Natürlich stand an einem Wochenende Wiesbaden mehr auf dem Programm als nur selbst Radrennen fahren. So hatte ich am Samstag morgen die steil ansteigende Idsteiner Straße mit "fans-gegen-doping.de"-Schriftzügen beschmiert (natürlich konnte ich es mir nicht verkneifen noch einen billigen Spruch, wie "Doper raus!" da drüber zu hauen ;-) ) und schon einige interessante Reaktionen von Profis, die die morgige Strecke erkundeten, bekommen: Die Frauen sagten eigentlich alle, dass das eine gute Sache sei und es "recht so" sei, kamen doch auch einige Beschwerden von Lamontafahrern ("Nicht schon wieder sowas!"), ein Grinsen und ein Gruß von Linus Gerdemann und den Galgenhumor von Stefan Schreck, der auch ziemlich genervt klang ("Na, stehen die EPO-Ampullen schon bereit?" - "Ja, alles fertig für morgen." - "Dann kann für den Titel nix mehr schief gehen!?").



Straßenmalereien


Am nächsten Tag hatte sich das ZDF angekündigt - und zwar wollten sie die Initiative irgendwie im Fernsehen präsentieren. Heraus sprang aber nur ein kurzes Bild vom Banner innerhalb eines Dopingberichts.
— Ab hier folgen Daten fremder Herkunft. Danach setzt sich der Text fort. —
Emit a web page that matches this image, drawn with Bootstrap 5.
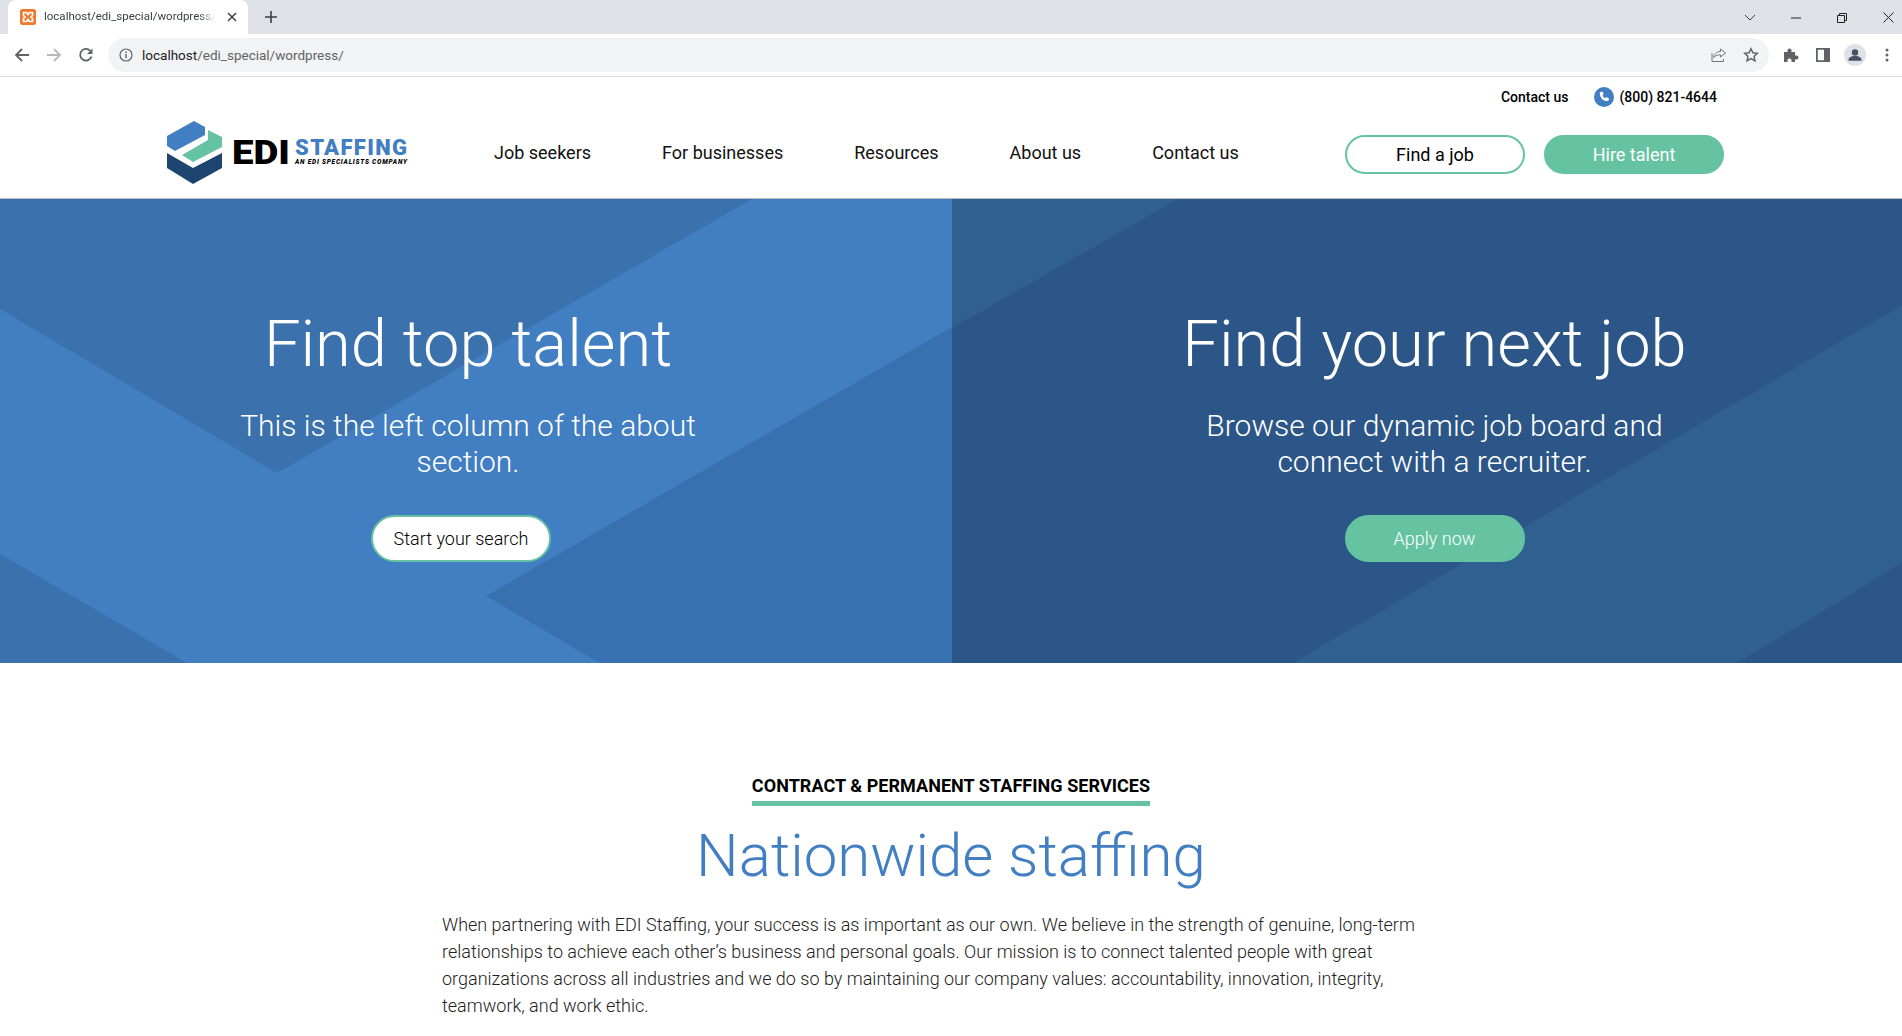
<!DOCTYPE html>
<html lang="en">
<head>
    <meta charset="UTF-8">
    <meta name="viewport" content="width=device-width, initial-scale=1.0">
    <title>EDI Staffing</title>
    <link href="https://cdn.jsdelivr.net/npm/bootstrap@5.3.0/dist/css/bootstrap.min.css" rel="stylesheet">
    <style>
        html, body { overflow: hidden; }
        body { font-family: Roboto, "Liberation Sans", sans-serif; color: #000; height: 1036px; }

        /* browser frame */
        .tab-strip { height: 34px; background: #dee1e6; padding-left: 8px; }
        .browser-tab { width: 240px; height: 34px; background: #fff; border-radius: 8px 8px 0 0; padding: 0 7px 0 12px; font-size: 11.5px; color: #3c4043; }
        .tab-title { width: 172px; white-space: nowrap; overflow: hidden; -webkit-mask-image: linear-gradient(90deg, #000 90%, transparent); mask-image: linear-gradient(90deg, #000 90%, transparent); }
        .win-btns { margin-right: -9px; }
        .win-btn { width: 46px; }
        .tool-bar { height: 43px; background: #fff; border-bottom: 1px solid #dadce0; padding: 0 0 0 6px; }
        .tool-btn { width: 32px; height: 32px; flex: none; }
        .omni-box { height: 34px; width: 1661px; flex: none; margin: 0 6px; background: #f1f3f4; border-radius: 17px; padding: 0 10px 0 11px; font-size: 13.5px; color: #5f6368; }
        .omni-box b { font-weight: 400; color: #202124; }
        .omni-url { margin-left: 9px; }

        /* site header */
        .site-head { height: 122px; padding: 10px 178px 0 166px; border-bottom: 1px solid #bbb; }
        .top-links { font-size: 14px; font-weight: 500; height: 20px; padding-right: 7px; }
        .phone-icon { margin: 0 5px 0 26px; }
        .main-row { margin-top: 14px; }
        .main-links { font-size: 18px; gap: 71px; margin: 0 0 2px 84px; }
        .main-links a { color: #111; text-decoration: none; }
        .main-btns { gap: 19px; margin-top: 3px; }
        .pill-btn { width: 180px; height: 39px; border-radius: 20px; border: 2px solid #66c3a1; font-size: 18px; padding: 0; line-height: 35px; }
        .pill-white { background: #fff; color: #000; }
        .pill-green { background: #66c3a1; color: #fff; }

        /* hero */
        .hero-panel { height: 464px; color: #fff; }
        .hero-left { flex: 0 0 952px; background: #417ec2; padding-right: 16px; }
        .hero-right { flex: 0 0 950px; background: #2c5687; padding-left: 15px; }
        .hero-body { z-index: 1; padding-top: 107px; }
        .hero-title { font-size: 65px; font-weight: 300; line-height: 77px; margin-bottom: 25px; }
        .hero-text { font-size: 30px; font-weight: 300; line-height: 36px; width: 490px; margin: 0 auto 35px; }
        .hero-btn { height: 47px; border-radius: 24px; border: 2px solid #66c3a1; font-size: 18px; font-weight: 300; line-height: 43px; padding: 0; }
        .btn-search { width: 180px; background: #fff; color: #000; margin-right: 14px; }
        .btn-apply { width: 180px; background: #66c3a1; color: #fff; }

        /* intro */
        .intro-wrap { padding-top: 109px; }
        .intro-label { font-size: 18px; font-weight: 700; line-height: 27px; letter-spacing: .05px; border-bottom: 5px solid #66c3a1; padding-bottom: 2px; color: #000; }
        .intro-title { font-size: 60px; font-weight: 300; line-height: 72px; color: #417ec2; margin: 14px 0 19px; }
        .intro-text { width: 980px; margin-left: 442px; font-size: 18px; font-weight: 300; line-height: 27px; color: #222; margin-bottom: 0; }
    </style>
</head>
<body>
    <div class="tab-strip d-flex align-items-center">
        <div class="browser-tab d-flex align-items-center">
            <svg width="16" height="16" viewBox="0 0 16 16" class="flex-shrink-0 me-2">
                <rect width="16" height="16" rx="2.5" fill="#f0782a"/>
                <path d="M3.5 3.5h3L8 5.5l1.5-2h3v3L11 8l1.5 1.5v3h-3L8 10.5l-1.5 2h-3v-3L5 8 3.5 6.500z" fill="none" stroke="#fff" stroke-width="1.7"/>
            </svg>
            <span class="tab-title">localhost/edi_special/wordpress/</span>
            <svg width="10" height="10" viewBox="0 0 10 10" class="ms-auto me-1"><path d="M1 1l8 8M9 1l-8 8" stroke="#3c4043" stroke-width="1.5"/></svg>
        </div>
        <svg width="14" height="14" viewBox="0 0 14 14" class="ms-3"><path d="M7 1v12M1 7h12" stroke="#3c4043" stroke-width="1.6"/></svg>
        <div class="ms-auto d-flex align-items-center win-btns">
            <div class="win-btn text-center"><svg width="12" height="8" viewBox="0 0 12 8"><path d="M1 1l5 5 5-5" fill="none" stroke="#3c4043" stroke-width="1"/></svg></div>
            <div class="win-btn text-center"><svg width="10" height="10" viewBox="0 0 10 10"><path d="M0 5h10" stroke="#222" stroke-width="1"/></svg></div>
            <div class="win-btn text-center"><svg width="10" height="10" viewBox="0 0 10 10"><path d="M.5 2.500h7v7h-7zM2.500 2.500v-2h7v7h-2" fill="none" stroke="#222" stroke-width="1"/></svg></div>
            <div class="win-btn text-center"><svg width="11" height="11" viewBox="0 0 11 11"><path d="M.5.5l10 10M10.500.5l-10 10" stroke="#222" stroke-width="1"/></svg></div>
        </div>
    </div>
    <div class="tool-bar d-flex align-items-center">
        <div class="tool-btn d-flex align-items-center justify-content-center"><svg width="16" height="16" viewBox="0 0 16 16"><path d="M15 8H2M8 2L2 8l6 6" fill="none" stroke="#5f6368" stroke-width="1.8"/></svg></div>
        <div class="tool-btn d-flex align-items-center justify-content-center"><svg width="16" height="16" viewBox="0 0 16 16"><path d="M1 8h13M8 2l6 6-6 6" fill="none" stroke="#b6b8ba" stroke-width="1.8"/></svg></div>
        <div class="tool-btn d-flex align-items-center justify-content-center"><svg width="16" height="16" viewBox="0 0 16 16"><path d="M13.500 9.500A5.800 5.800 0 1 1 12.200 3.800" fill="none" stroke="#5f6368" stroke-width="1.800"/><path d="M14.500 1.500v5.500H9z" fill="#5f6368"/></svg></div>
        <div class="omni-box d-flex align-items-center">
            <svg width="14" height="14" viewBox="0 0 14 14" class="flex-shrink-0"><circle cx="7" cy="7" r="6" fill="none" stroke="#5f6368" stroke-width="1.200"/><path d="M7 6v4.200M7 3.500v1.400" stroke="#5f6368" stroke-width="1.400"/></svg>
            <span class="omni-url"><b>localhost</b>/edi_special/wordpress/</span>
            <svg width="16" height="16" viewBox="0 0 16 16" class="ms-auto"><path d="M14.500 6L9.500 2v2.500C5 4.500 3 7.500 2.500 10.500 4.500 8.500 6.500 7.800 9.500 7.800V10z" fill="none" stroke="#70757a" stroke-width="1"/><path d="M1 6v8.500h11.500V12" fill="none" stroke="#70757a" stroke-width="1"/></svg>
            <svg width="16" height="16" viewBox="0 0 16 16" class="ms-3"><path d="M8 1.800l1.900 4 4.400.5-3.200 3 .8 4.400L8 11.500l-3.900 2.200.8-4.400-3.200-3 4.400-.5z" fill="none" stroke="#5f6368" stroke-width="1.500"/></svg>
        </div>
        <div class="tool-btn d-flex align-items-center justify-content-center"><svg width="16" height="16" viewBox="0 0 16 16"><path d="M1 5h3.500V3.500a2 2 0 0 1 4 0V5H12v3.500h1.500a2 2 0 0 1 0 4H12V15H8.500v-1.500a2 2 0 0 0-4 0V15H1z" fill="#5f6368"/></svg></div>
        <div class="tool-btn d-flex align-items-center justify-content-center"><svg width="14" height="14" viewBox="0 0 14 14"><path fill-rule="evenodd" d="M0 0h14v14H0zM1.800 1.800v10.400h6.200V1.800z" fill="#5f6368"/></svg></div>
        <div class="tool-btn d-flex align-items-center justify-content-center"><svg width="22" height="22" viewBox="0 0 22 22"><circle cx="11" cy="11" r="11" fill="#dee1e6"/><circle cx="11" cy="8.500" r="3.200" fill="#4a5066"/><path d="M4.500 16c0-2.800 3-4 6.500-4s6.500 1.200 6.500 4v.8h-13z" fill="#4a5066"/></svg></div>
        <div class="tool-btn d-flex align-items-center justify-content-center"><svg width="4" height="14" viewBox="0 0 4 14"><circle cx="2" cy="2" r="1.500" fill="#5f6368"/><circle cx="2" cy="7" r="1.500" fill="#5f6368"/><circle cx="2" cy="12" r="1.500" fill="#5f6368"/></svg></div>
    </div>

    <header class="site-head">
        <div class="top-links d-flex justify-content-end align-items-center">
            <span>Contact us</span>
            <svg width="20" height="20" viewBox="0 0 20 20" class="phone-icon">
                <circle cx="10" cy="10" r="10" fill="#417ec2"/>
                <path d="M6.500 5l2 -.5 1.200 2.800-1.200 1c.5 1.400 1.400 2.400 2.800 3l1-1.200 2.700 1.300-.5 2c-.2.500-.6.700-1.200.7C9 14 5.800 10.500 5.800 6.200c0-.5.200-1 .7-1.200z" fill="#fff"/>
            </svg>
            <span>(800) 821-4644</span>
        </div>
        <div class="main-row d-flex align-items-center">
            <svg width="244" height="64" viewBox="0 0 244 64" class="flex-shrink-0">
                <path d="M1 15L28 0l11 6v8L9 30 1 25z" fill="#417ec2"/>
                <path d="M42 9l14 7v10L27 41l-11-7 26-15z" fill="#66c3a1"/>
                <path d="M1 32l26 15 29-15v15L27 63 1 47z" fill="#1d4570"/>
                <text x="66" y="43" font-family="Roboto" font-weight="900" font-size="34" textLength="58" lengthAdjust="spacingAndGlyphs" fill="#000">EDI</text>
                <text x="129" y="34" font-family="Roboto" font-weight="900" font-size="22" textLength="112" lengthAdjust="spacing" fill="#417ec2">STAFFING</text>
                <text x="129" y="43" font-family="Roboto" font-weight="900" font-style="italic" font-size="6.500" textLength="112" lengthAdjust="spacing" fill="#000">AN EDI SPECIALISTS COMPANY</text>
            </svg>
            <nav class="main-links d-flex">
                <a href="#">Job seekers</a>
                <a href="#">For businesses</a>
                <a href="#">Resources</a>
                <a href="#">About us</a>
                <a href="#">Contact us</a>
            </nav>
            <div class="ms-auto d-flex main-btns">
                <a href="#" class="btn pill-btn pill-white">Find a job</a>
                <a href="#" class="btn pill-btn pill-green">Hire talent</a>
            </div>
        </div>
    </header>

    <section class="d-flex">
        <div class="hero-panel hero-left position-relative overflow-hidden text-center">
            <svg class="position-absolute top-0 start-0 w-100 h-100" viewBox="0 0 952 464" preserveAspectRatio="none">
                <polygon points="0,0 752,0 277,274 0,110" fill="#3b72ad"/>
                <polygon points="952,128 486,397 600,464 952,464" fill="#3870b0"/>
                <polygon points="0,355 187,464 0,464" fill="#3b72ad"/>
            </svg>
            <div class="hero-body position-relative">
                <h1 class="hero-title">Find top talent</h1>
                <p class="hero-text">This is the left column of the about section.</p>
                <a href="#" class="btn hero-btn btn-search">Start your search</a>
            </div>
        </div>
        <div class="hero-panel hero-right position-relative overflow-hidden text-center">
            <svg class="position-absolute top-0 start-0 w-100 h-100" viewBox="0 0 950 464" preserveAspectRatio="none">
                <polygon points="0,0 226,0 0,129" fill="#30608f"/>
                <polygon points="950,106 341,464 785,464 950,364" fill="#30608f"/>
            </svg>
            <div class="hero-body position-relative">
                <h1 class="hero-title">Find your next job</h1>
                <p class="hero-text">Browse our dynamic job board and connect with a recruiter.</p>
                <a href="#" class="btn hero-btn btn-apply">Apply now</a>
            </div>
        </div>
    </section>

    <section class="intro-wrap">
        <div class="text-center">
            <span class="intro-label d-inline-block">CONTRACT &amp; PERMANENT STAFFING SERVICES</span>
            <h2 class="intro-title">Nationwide staffing</h2>
        </div>
        <p class="intro-text">When partnering with EDI Staffing, your success is as important as our own. We believe in the strength of genuine, long-term relationships to achieve each other’s business and personal goals. Our mission is to connect talented people with great organizations across all industries and we do so by maintaining our company values: accountability, innovation, integrity, teamwork, and work ethic.</p>
    </section>

    <script src="https://cdn.jsdelivr.net/npm/bootstrap@5.3.0/dist/js/bootstrap.bundle.min.js"></script>
</body>
</html>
Später musste ich natürlich im Rennen der Männer Elite noch unseren Lokalmatador Florian Salzinger anfeuern, als Gag kritzelte ich seinen Namen auch noch irgendwo weiter unten auf die Straße.



Ergebnis-Auswertung

165. mit einer Zeit von 01:34:16.739 ergibt laut meinem Tacho einen Schnitt von 33,33 km/h.

Die Rundenzeiten (1. 28:10 – 35,85 km/h; 2. 31:20 – 32,99 km/h; 3. 35:35 – 31,33 km/h) beweisen meine Gefühlslage während des Rennens, dass ich viel zu schnell angegangen bin und mir somit (fast) hinten raus die Puste ausging.